POLICE TRIED TO REPEAT LUNDY’S INCREDIBLE THREE-HOUR “KILLING TRIP” DRIVE. SO DID A PRIVATE INVESTIGATOR – THREE TIMES. SO DID NORTH & SOUTH – THREE TIMES. SO DID OTHER JOURNALISTS. NOBODY GOT CLOSE.

VERSION 1

This is how the police said Mark Lundy killed his family.

After getting a phone call from Amber and Christine at 5.30pm while he was in Petone, he drove home at incredible speed to murder them. Phone records prove Lundy was in Petone when he took that first call, and again at 8.29pm. So he had to complete this 300km round trip to Palmerston North in less than three hours.

Police said Lundy parked 500m away from his house; ran home; faked a break-in; killed Christine and Amber around 7pm when they were supposedly in bed; cleverly manipulated the family computer so it appeared Christine had been using it much later, when he would be back in Wellington; stole a jewellery box to make it look like a burglary gone wrong; disposed of the weapon, his bloodied clothes, the jewellery box and jemmy bar used to fake the break-in; ran back to his car; then drove 150km back to Petone. All within three hours. All without being seen.

Here’s a closer look at some of the elements of that theory – a story police insisted was true for nearly 15 years.

THE THREE-HOUR TRIP

According to police, Lundy’s wild drive from Petone to Palmerston North and back again was done in under three hours, requiring him to average 120kmh, despite much of it being in rush-hour traffic, and much of it passing through built-up areas with traffic lights and speed restrictions. Somehow, he did all this without being noticed by anyone. Lundy was pictured as a skilful daredevil behind the wheel, and police even produced someone who’d been a passenger with him after the murders who attested to his lust for speeding.

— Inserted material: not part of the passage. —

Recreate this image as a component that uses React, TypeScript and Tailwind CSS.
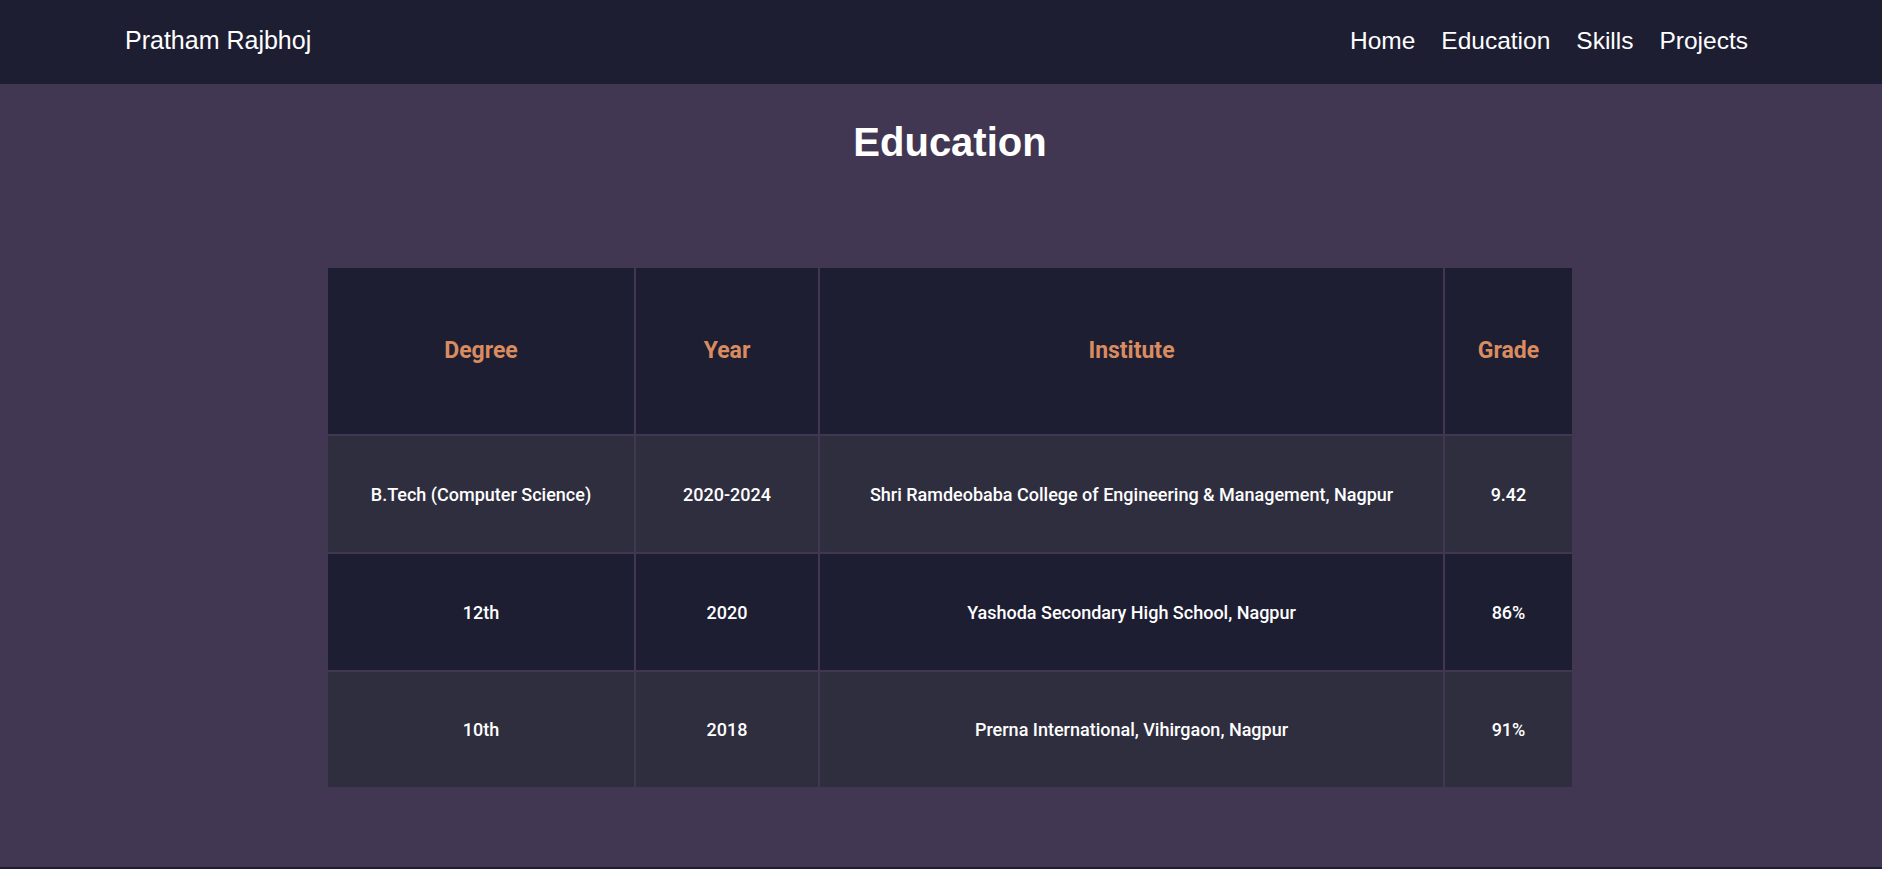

Police tried to repeat Lundy’s incredible three-hour “killing trip” drive. So did a private investigator – three times. So did North & South – three times. So did other journalists. Nobody got close. It was a ridiculous assertion that underpinned the entire Crown case against Lundy. When this was put to the Court of Appeal in 2002, it airily opined that the drive from Petone was “made with some urgency, but the return drive was undertaken in extremis, which no one could replicate”. One would assume fundamental evidence in a murder trial must be reliable. If it can’t be replicated, doesn’t that suggest it’s probably impossible?

MARGARET DANCE

It’s not exactly true that Lundy wasn’t noticed by anyone in this three-hour period – Margaret Dance saw him. Dance, a self-proclaimed psychic, claimed she spotted Lundy running back to his car at about 7.15pm, as she drove to choir practice. She swore the 130kg, 1.9m (6’3”) Lundy was wearing a curly blonde wig in an effort to make himself look like a woman. Dance, who later wrote to her newspaper saying how treatment at Palmerston North’s eye clinic (after the murders) had restored her vision, remembered incredible detail from all around her – from the toes of Lundy’s shoes, to the wrinkles on his pants, to the “desperate, frantic” look on his face, to seven people across the road at a takeaway shop – despite it being dark and driving in the opposite direction to the lumbering Lundy. The officer in charge of the investigation, Detective Sergeant Ross Grantham, insisted in 2008, “I have no reason to doubt what she had to say… she gave very good evidence.”